Reproduce only the lines from the one containing "Clone this screenshot" through the one containing "const buttonClass = 'h-[31px]", exactly as written and with both ends included.
start
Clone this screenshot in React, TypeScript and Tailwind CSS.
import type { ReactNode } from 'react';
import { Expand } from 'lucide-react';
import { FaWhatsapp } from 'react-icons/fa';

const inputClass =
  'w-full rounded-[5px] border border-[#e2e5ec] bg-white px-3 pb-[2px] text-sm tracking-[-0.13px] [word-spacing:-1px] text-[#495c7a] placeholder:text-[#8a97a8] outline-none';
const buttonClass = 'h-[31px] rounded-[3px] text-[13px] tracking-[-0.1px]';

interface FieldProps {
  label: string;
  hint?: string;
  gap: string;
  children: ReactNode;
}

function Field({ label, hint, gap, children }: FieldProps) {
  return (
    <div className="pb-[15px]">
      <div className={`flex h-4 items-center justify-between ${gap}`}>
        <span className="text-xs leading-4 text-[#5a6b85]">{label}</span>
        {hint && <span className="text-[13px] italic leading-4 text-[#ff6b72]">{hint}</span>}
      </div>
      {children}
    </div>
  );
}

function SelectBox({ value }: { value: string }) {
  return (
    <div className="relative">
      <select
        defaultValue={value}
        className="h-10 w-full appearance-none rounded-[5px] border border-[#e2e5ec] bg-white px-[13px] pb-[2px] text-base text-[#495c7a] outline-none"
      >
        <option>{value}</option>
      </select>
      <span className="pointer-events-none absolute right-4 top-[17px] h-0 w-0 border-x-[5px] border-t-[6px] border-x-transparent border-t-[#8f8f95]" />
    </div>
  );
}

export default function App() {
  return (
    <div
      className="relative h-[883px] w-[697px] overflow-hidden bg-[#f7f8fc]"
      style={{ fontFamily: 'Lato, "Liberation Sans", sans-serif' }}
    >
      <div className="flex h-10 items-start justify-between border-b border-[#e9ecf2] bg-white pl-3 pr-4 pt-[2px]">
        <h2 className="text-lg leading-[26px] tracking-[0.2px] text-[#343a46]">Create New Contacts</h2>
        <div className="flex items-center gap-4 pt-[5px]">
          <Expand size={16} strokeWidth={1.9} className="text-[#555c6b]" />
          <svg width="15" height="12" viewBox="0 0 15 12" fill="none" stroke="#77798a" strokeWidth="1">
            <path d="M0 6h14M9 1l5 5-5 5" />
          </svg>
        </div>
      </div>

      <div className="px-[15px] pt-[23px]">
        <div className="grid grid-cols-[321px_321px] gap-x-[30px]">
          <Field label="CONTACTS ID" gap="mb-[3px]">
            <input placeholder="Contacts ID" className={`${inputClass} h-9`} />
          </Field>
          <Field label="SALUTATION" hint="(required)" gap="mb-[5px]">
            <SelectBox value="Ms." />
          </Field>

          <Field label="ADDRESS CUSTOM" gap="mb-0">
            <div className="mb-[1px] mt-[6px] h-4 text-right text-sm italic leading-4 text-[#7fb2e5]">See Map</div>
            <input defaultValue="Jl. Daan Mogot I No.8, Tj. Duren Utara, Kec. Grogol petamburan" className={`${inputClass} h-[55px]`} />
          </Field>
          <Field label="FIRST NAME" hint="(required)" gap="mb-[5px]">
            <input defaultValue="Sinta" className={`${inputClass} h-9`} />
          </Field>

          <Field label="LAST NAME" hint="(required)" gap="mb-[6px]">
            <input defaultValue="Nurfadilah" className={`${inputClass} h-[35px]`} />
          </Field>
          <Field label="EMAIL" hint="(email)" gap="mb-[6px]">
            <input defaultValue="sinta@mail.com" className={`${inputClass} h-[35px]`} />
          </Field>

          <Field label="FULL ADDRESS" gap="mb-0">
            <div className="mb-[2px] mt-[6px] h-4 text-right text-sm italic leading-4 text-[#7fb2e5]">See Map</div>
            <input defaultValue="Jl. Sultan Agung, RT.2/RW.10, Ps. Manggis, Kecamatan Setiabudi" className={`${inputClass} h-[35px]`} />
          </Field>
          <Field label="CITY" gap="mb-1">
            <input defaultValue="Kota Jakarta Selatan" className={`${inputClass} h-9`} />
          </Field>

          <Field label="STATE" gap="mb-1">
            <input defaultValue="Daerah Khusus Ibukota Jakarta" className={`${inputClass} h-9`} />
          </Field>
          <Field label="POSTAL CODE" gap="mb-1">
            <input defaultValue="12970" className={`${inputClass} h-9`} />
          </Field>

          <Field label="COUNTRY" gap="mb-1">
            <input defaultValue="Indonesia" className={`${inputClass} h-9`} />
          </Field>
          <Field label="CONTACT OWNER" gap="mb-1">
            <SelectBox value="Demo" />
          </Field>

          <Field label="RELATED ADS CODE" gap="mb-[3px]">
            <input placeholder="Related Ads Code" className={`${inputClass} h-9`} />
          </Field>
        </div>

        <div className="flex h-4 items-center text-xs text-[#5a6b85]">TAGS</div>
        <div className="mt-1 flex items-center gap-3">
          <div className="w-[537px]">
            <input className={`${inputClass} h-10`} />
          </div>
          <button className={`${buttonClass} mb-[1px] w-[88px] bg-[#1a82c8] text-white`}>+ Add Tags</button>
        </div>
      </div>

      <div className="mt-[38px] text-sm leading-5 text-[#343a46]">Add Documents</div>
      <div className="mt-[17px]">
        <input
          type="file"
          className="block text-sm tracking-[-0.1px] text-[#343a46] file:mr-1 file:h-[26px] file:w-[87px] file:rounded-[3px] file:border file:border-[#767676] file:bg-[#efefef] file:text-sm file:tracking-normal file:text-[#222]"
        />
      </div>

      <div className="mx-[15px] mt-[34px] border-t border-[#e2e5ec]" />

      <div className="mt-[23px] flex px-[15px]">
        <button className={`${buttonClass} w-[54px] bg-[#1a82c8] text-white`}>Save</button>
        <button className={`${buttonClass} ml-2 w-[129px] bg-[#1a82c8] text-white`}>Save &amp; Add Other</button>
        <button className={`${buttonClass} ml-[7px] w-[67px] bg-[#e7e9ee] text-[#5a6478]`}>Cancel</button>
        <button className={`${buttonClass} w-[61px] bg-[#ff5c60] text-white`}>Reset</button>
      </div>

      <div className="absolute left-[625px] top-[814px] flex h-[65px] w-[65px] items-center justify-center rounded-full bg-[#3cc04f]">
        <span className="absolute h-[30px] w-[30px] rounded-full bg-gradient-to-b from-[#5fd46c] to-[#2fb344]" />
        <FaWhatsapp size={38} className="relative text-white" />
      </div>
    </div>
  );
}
end
start
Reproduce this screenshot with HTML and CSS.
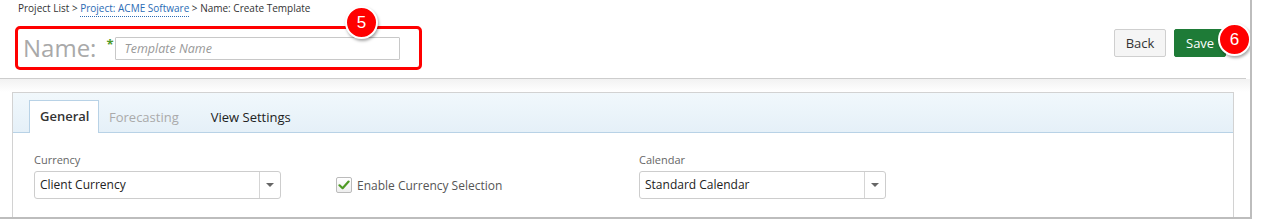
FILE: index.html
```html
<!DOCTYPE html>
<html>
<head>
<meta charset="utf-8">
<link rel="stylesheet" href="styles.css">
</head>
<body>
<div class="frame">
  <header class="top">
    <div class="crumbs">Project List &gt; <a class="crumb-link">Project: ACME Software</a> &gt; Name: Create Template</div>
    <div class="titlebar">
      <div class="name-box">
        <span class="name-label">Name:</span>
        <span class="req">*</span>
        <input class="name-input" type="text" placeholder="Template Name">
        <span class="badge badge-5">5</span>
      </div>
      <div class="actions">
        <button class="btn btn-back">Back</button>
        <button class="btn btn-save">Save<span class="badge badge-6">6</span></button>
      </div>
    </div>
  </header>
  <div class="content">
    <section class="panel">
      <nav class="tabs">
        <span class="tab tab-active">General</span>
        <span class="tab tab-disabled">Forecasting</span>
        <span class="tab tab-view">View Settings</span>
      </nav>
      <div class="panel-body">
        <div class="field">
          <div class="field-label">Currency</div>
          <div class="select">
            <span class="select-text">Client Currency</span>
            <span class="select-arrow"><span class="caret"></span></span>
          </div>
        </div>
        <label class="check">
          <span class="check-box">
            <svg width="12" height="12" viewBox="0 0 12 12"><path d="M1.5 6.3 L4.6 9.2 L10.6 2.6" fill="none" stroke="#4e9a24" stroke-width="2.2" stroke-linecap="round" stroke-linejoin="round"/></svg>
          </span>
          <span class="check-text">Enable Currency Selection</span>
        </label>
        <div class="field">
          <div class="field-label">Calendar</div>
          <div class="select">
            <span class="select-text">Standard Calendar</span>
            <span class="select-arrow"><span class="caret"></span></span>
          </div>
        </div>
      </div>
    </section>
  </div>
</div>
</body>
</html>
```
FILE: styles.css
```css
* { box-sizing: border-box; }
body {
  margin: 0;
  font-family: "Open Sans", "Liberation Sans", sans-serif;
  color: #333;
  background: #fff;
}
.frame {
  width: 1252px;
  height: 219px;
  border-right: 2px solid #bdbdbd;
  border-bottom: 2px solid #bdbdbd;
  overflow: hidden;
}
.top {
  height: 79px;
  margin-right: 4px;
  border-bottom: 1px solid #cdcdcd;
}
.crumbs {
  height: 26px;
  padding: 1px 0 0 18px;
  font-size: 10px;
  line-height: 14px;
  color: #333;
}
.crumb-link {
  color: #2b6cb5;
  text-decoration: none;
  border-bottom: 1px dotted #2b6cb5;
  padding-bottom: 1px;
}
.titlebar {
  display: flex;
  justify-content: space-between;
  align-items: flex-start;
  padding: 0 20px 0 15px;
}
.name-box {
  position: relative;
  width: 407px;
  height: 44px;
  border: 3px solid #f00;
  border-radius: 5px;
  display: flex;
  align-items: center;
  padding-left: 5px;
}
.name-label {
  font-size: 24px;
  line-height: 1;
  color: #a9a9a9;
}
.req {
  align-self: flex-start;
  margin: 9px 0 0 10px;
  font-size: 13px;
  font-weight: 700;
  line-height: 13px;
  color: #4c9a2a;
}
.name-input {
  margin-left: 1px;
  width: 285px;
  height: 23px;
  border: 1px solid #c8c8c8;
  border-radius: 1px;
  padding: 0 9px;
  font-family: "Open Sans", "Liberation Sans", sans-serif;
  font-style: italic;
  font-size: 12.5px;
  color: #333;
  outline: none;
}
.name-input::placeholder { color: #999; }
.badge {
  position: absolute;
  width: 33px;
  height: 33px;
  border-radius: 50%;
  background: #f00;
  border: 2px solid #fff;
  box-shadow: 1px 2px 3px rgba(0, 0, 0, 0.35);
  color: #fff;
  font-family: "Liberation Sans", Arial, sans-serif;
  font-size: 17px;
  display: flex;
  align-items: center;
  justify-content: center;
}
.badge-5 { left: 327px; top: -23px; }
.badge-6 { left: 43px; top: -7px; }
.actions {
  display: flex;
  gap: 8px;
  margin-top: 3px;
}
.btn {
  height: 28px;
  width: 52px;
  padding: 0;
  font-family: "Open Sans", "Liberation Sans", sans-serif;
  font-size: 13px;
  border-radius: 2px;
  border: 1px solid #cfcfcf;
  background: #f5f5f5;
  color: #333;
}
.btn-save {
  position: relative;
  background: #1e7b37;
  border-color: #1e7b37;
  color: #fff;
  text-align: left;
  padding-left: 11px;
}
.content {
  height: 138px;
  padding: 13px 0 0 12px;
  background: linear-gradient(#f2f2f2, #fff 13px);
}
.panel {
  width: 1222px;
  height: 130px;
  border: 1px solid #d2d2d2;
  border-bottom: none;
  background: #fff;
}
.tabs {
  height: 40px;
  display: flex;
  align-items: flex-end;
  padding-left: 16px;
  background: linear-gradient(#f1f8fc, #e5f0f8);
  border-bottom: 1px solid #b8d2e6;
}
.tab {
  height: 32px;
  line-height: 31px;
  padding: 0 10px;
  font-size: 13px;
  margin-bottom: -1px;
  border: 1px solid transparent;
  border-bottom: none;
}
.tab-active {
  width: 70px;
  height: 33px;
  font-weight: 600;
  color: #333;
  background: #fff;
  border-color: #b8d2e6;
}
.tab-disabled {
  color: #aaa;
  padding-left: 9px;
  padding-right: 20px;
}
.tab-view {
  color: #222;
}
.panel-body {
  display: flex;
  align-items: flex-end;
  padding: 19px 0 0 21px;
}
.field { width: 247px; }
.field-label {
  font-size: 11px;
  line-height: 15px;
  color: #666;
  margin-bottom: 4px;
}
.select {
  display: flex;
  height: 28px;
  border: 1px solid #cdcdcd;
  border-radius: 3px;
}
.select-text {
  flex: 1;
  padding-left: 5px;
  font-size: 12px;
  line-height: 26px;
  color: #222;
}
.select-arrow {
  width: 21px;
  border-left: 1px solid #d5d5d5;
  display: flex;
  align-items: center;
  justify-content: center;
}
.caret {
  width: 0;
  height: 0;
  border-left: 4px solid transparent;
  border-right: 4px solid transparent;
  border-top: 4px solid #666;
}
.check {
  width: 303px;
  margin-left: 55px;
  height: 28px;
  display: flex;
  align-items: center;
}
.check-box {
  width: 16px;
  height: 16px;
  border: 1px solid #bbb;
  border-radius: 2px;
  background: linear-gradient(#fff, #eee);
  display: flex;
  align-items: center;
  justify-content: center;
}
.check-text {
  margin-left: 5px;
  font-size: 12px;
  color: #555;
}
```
end
start
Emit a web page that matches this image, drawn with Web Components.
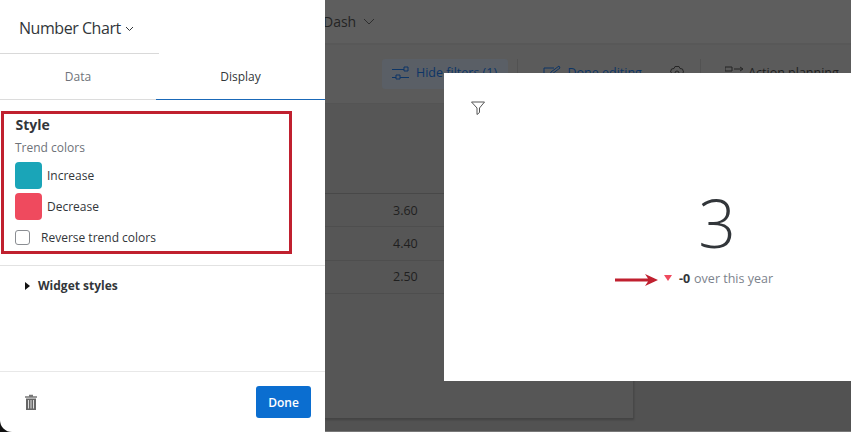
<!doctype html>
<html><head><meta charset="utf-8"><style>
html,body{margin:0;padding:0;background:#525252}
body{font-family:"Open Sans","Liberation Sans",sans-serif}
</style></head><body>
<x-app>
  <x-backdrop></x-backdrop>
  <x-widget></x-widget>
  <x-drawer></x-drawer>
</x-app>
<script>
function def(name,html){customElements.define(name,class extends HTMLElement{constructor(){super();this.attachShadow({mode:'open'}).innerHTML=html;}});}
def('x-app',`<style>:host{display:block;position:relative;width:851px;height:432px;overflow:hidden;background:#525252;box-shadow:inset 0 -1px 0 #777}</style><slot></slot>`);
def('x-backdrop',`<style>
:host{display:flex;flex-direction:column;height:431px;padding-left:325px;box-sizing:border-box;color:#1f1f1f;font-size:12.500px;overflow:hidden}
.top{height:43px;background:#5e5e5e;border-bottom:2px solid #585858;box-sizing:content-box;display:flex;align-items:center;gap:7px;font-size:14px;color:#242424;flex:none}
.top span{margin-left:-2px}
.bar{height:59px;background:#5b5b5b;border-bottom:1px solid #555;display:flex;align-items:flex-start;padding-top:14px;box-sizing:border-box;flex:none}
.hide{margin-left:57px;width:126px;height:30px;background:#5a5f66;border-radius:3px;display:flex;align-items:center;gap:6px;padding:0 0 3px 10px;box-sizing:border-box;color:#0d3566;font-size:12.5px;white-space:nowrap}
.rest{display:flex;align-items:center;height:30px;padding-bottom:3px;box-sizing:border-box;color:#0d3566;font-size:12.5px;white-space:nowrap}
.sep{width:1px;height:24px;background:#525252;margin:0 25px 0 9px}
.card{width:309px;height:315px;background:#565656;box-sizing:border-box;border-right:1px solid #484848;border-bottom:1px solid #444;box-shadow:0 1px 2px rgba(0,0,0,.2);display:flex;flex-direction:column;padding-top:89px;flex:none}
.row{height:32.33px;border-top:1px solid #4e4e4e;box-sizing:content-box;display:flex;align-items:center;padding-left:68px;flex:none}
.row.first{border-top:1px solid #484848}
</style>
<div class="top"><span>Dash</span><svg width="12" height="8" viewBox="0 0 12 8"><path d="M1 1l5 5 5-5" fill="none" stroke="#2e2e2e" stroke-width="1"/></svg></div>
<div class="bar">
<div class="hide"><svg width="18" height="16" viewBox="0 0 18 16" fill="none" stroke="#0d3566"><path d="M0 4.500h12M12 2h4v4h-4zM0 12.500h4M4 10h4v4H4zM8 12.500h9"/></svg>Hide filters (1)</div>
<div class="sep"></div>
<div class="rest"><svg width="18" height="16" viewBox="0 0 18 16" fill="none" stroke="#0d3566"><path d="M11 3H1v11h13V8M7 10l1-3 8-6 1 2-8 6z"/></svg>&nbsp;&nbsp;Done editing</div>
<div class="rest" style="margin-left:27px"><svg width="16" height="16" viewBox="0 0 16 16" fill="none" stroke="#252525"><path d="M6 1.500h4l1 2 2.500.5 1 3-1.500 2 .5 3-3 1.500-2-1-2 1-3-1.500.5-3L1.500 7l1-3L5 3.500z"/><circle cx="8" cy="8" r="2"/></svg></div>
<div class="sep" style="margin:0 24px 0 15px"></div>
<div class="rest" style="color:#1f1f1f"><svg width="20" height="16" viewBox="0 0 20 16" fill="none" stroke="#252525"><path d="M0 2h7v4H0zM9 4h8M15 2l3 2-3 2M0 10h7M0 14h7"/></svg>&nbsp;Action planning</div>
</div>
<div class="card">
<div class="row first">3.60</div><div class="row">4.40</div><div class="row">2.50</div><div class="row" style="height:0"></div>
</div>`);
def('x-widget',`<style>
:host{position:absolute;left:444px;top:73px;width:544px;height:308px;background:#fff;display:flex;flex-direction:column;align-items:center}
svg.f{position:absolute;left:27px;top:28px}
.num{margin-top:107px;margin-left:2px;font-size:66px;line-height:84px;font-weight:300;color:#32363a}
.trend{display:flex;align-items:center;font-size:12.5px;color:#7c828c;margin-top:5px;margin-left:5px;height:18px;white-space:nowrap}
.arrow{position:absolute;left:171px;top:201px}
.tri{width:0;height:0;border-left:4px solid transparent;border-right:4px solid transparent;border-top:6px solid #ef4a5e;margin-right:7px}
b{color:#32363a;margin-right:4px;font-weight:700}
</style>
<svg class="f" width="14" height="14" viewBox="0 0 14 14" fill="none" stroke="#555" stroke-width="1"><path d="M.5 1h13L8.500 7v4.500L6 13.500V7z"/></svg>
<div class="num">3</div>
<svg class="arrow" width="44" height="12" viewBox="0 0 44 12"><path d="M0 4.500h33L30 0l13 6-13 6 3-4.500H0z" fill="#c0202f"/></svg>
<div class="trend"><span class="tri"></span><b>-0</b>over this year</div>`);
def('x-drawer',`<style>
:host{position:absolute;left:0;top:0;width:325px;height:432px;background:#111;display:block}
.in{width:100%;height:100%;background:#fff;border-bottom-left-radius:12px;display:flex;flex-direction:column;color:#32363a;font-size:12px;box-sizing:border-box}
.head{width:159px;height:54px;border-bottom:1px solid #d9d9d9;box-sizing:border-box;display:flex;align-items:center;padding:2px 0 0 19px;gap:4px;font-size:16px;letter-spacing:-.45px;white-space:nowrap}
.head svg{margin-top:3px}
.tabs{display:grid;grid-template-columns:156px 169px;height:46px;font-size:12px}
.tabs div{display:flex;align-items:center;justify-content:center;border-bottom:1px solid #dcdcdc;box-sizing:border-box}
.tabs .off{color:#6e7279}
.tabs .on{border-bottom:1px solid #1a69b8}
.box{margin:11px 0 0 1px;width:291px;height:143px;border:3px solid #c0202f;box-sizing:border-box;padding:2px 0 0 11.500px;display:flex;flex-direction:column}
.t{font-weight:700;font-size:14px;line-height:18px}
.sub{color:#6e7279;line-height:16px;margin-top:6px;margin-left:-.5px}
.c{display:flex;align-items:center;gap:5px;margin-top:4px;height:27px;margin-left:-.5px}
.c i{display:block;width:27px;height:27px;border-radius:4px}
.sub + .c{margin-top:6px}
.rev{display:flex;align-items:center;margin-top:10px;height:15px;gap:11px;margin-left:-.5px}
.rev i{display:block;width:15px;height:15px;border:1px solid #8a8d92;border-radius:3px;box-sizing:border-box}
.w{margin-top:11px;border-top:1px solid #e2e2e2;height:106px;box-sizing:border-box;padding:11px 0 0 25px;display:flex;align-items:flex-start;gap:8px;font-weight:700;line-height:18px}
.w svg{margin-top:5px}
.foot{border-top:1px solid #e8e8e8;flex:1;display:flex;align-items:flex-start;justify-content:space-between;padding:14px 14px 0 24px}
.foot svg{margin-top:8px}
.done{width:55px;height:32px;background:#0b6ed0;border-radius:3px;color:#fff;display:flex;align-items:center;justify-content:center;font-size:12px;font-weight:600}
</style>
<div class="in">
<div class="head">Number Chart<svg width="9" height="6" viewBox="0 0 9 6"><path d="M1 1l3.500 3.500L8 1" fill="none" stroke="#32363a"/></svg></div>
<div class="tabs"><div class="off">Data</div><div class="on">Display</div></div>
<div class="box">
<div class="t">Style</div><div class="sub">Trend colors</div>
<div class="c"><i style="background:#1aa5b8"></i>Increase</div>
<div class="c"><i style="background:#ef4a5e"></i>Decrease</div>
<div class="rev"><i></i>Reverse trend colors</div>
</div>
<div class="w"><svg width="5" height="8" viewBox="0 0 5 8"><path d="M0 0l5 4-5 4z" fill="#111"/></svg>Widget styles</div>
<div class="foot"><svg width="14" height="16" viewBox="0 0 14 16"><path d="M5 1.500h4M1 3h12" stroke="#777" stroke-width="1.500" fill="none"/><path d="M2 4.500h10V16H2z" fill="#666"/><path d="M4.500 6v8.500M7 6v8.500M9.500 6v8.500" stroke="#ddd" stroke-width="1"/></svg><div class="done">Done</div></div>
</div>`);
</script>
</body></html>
end
- _Answer to the exercise_:
Clone this screenshot in React, TypeScript and Tailwind CSS.
import type { ReactNode } from 'react';
import { Expand } from 'lucide-react';
import { FaWhatsapp } from 'react-icons/fa';

const inputClass =
  'w-full rounded-[5px] border border-[#e2e5ec] bg-white px-3 pb-[2px] text-sm tracking-[-0.13px] [word-spacing:-1px] text-[#495c7a] placeholder:text-[#8a97a8] outline-none';
const buttonClass = 'h-[31px] rounded-[3px] text-[13px] tracking-[-0.1px]';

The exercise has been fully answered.